В 1918 г. Бахтин заканчивает университет; с 1918 по 1924 г. он живет сначала в Невеле, а затем (с 1920 г.) в Витебске. С понятием «Витебский ренессанс» начала 1920-х годов связываются расцвет авангардного искусства (Шагал, Малевич, Фальк, Добужинский) и бурная, космополитически окрашенная культурная жизнь. Левый дух и раскованность этой эпохи, наложив свой отпечаток на мировоззрение Бахтина, косвенно сказались в его творчестве, главным образом в 1930-е годы (теория романа и книга о Рабле). В Невеле и Витебске сложился кружок Бахтина (М.И. Каган, Л.В. Пумпянский, М.В. Юдина, К.К. Вагинов, В.Н. Волошинов, П.Н. Медведев, И.И. Соллертинский и др.) – характерное для тех лет дружеское и духовно-творческое единство. Враждебность к революции и социализму в бахтинском кружке отсутствовала, принятие новой действительности при этом специфически дополнялось интересом к различным религиозным феноменам.

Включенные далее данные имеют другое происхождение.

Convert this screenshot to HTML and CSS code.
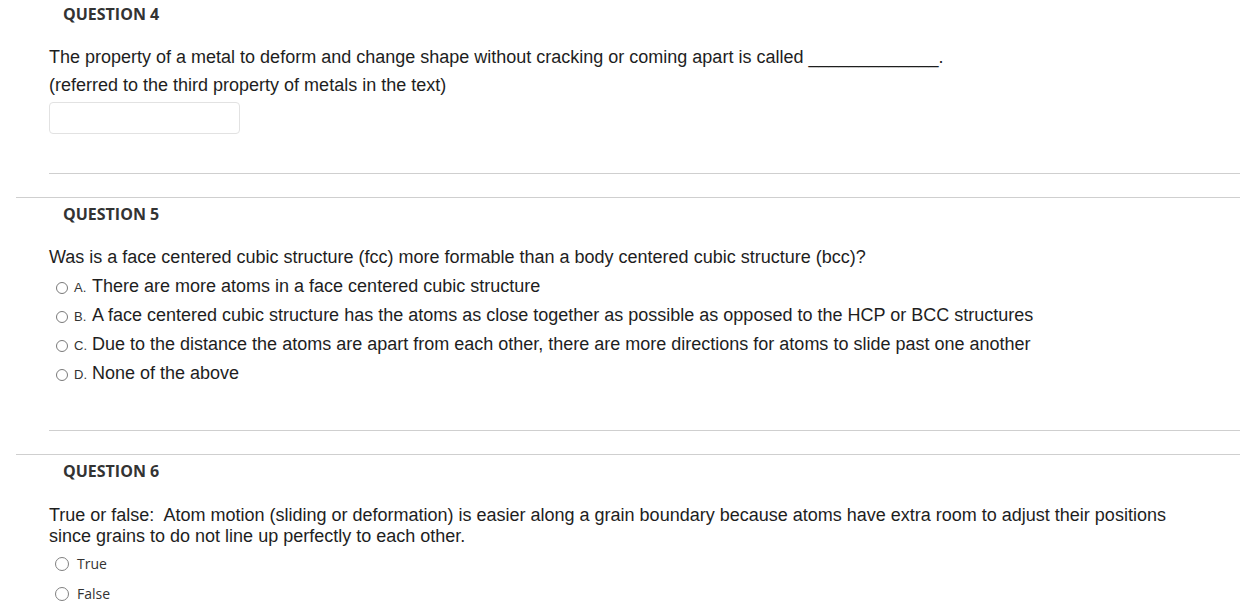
FILE: index.html
```html
<!DOCTYPE html>
<html lang="en">
<head>
<meta charset="utf-8">
<title>Quiz</title>
<link rel="stylesheet" href="styles.css">
</head>
<body>
<div class="quiz">
  <section class="question q-first">
    <h3 class="q-title">QUESTION 4</h3>
    <div class="q-content">
      <p class="q-text">The property of a metal to deform and change shape without cracking or coming apart is called _____________.</p>
      <p class="q-text q-sub">(referred to the third property of metals in the text)</p>
      <input class="q-input" type="text" aria-label="answer">
      <div class="q-divider q-divider-4"></div>
    </div>
  </section>

  <section class="question">
    <h3 class="q-title">QUESTION 5</h3>
    <div class="q-content">
      <p class="q-text">Was is a face centered cubic structure (fcc) more formable than a body centered cubic structure (bcc)?</p>
      <ul class="choices">
        <li class="choice"><span class="radio"></span><span class="letter">A.</span><span class="choice-text">There are more atoms in a face centered cubic structure</span></li>
        <li class="choice"><span class="radio"></span><span class="letter">B.</span><span class="choice-text">A face centered cubic structure has the atoms as close together as possible as opposed to the HCP or BCC structures</span></li>
        <li class="choice"><span class="radio"></span><span class="letter">C.</span><span class="choice-text">Due to the distance the atoms are apart from each other, there are more directions for atoms to slide past one another</span></li>
        <li class="choice"><span class="radio"></span><span class="letter">D.</span><span class="choice-text">None of the above</span></li>
      </ul>
      <div class="q-divider q-divider-5"></div>
    </div>
  </section>

  <section class="question">
    <h3 class="q-title">QUESTION 6</h3>
    <div class="q-content q-content-tf">
      <p class="q-text">True or false:&nbsp; Atom motion (sliding or deformation) is easier along a grain boundary because atoms have extra room to adjust their positions since grains to do not line up perfectly to each other.</p>
      <ul class="tf">
        <li class="tf-choice"><span class="radio radio-lg"></span><span class="tf-text">True</span></li>
        <li class="tf-choice"><span class="radio radio-lg"></span><span class="tf-text">False</span></li>
      </ul>
    </div>
  </section>
</div>
</body>
</html>
```

FILE: styles.css
```css
* { box-sizing: border-box; }

html, body {
  margin: 0;
  padding: 0;
  background: #ffffff;
}

body {
  width: 1240px;
  height: 616px;
  overflow: hidden;
  font-family: "Liberation Sans", Arial, sans-serif;
  color: #1e1e1e;
}

.quiz {
  display: flex;
  flex-direction: column;
}

.question {
  margin-left: 16px;
  border-top: 1px solid #cfcfcf;
  padding-top: 5px;
}

.question.q-first {
  border-top: none;
  padding-top: 3px;
}

.q-title {
  margin: 0;
  padding-left: 47px;
  font-family: "Open Sans", sans-serif;
  font-weight: 700;
  font-size: 16px;
  line-height: 22px;
  color: #333333;
}

.q-content {
  padding-left: 33px;
  padding-right: 50px;
  margin-top: 22px;
}

.q-content-tf {
  margin-top: 23px;
}

.q-text {
  margin: 0;
  font-size: 18px;
  line-height: 21px;
}

.q-sub {
  margin-top: 7px;
}

.q-input {
  display: block;
  margin: 6px 0 0;
  width: 191px;
  height: 32px;
  border: 1px solid #e2e2e2;
  border-radius: 4px;
  background: #ffffff;
  padding: 0;
}

.q-divider {
  height: 1px;
  background: #cfcfcf;
  margin-right: -50px;
  margin-bottom: 23px;
}

.q-divider-4 { margin-top: 39px; }
.q-divider-5 { margin-top: 42px; }

.choices, .tf {
  list-style: none;
  margin: 0;
  padding: 0;
}

.choices { margin-top: 4px; }

.choice {
  display: flex;
  align-items: center;
  height: 29px;
  font-size: 18px;
}

.radio {
  flex: none;
  width: 12px;
  height: 12px;
  border: 1px solid #7a7a7a;
  border-radius: 50%;
  background: #ffffff;
  margin-left: 7px;
  margin-top: 2px;
}

.letter {
  flex: none;
  width: 18px;
  margin-left: 6px;
  font-size: 13px;
  color: #333333;
  margin-top: 2px;
}

.choice-text {
  line-height: 21px;
}

.tf { margin-top: 1px; }

.tf-choice {
  display: flex;
  align-items: center;
  height: 30px;
  font-family: "Open Sans", sans-serif;
  font-size: 14px;
  color: #333333;
}

.radio-lg {
  width: 14px;
  height: 14px;
  margin-left: 6px;
  margin-top: 1px;
  border-color: #7f7f7f;
}

.tf-text {
  margin-left: 8px;
}
```
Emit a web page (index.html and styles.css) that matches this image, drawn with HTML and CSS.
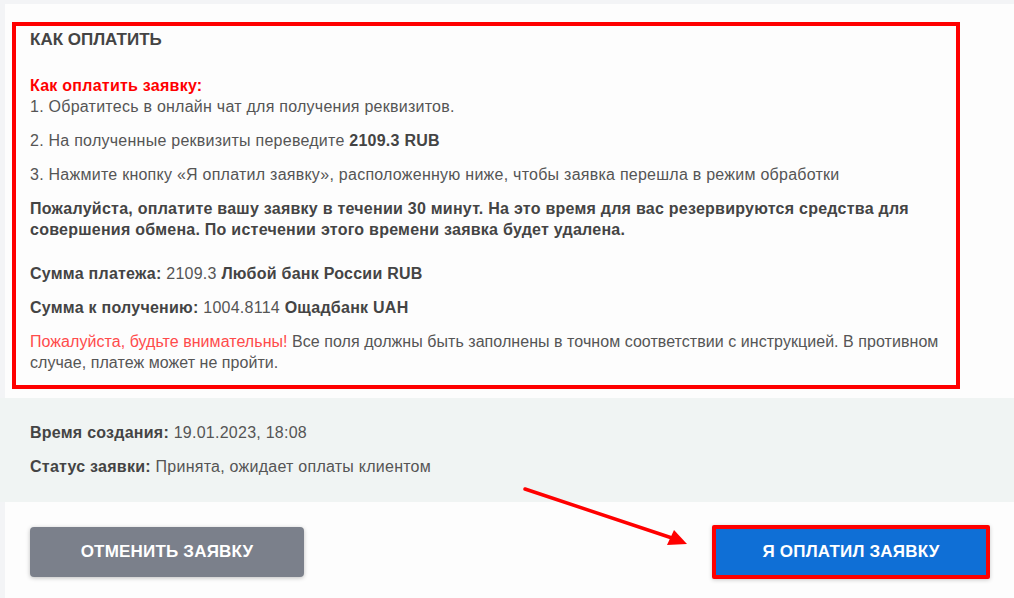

Бахтин достаточно активно участвовал в тогдашней общественной жизни; область его деятельности простиралась от чтения публичных лекций до роли «защитника» в так называемых «литературных судах». Бахтин был негласным главой кружка, философскую направленность которого определяло учение основателя марбургского неокантианства Германа Когена, чьим учеником был ближайший друг Бахтина Каган. «Мир не дан, а задан»: этот марбургский философский девиз, воспринятый бахтинским кружком, был юмористически обыгран в романе Вагинова «Козлиная песнь», где предпринята попытка изобразить членов кружка и его духовную атмосферу. Невельский и витебский периоды ознаменовались для Бахтина как важными жизненными событиями (женитьба на Е.А. Околович в 1921 г.), так и расцветом философского творчества: большинство фундаментальных бахтинских трудов 1920-х годов создавались именно в это время. На 1919 год приходится первая публикация Бахтина: 13 сентября в невельском альманахе «День искусства» была напечатана его заметка «Искусство и ответственность».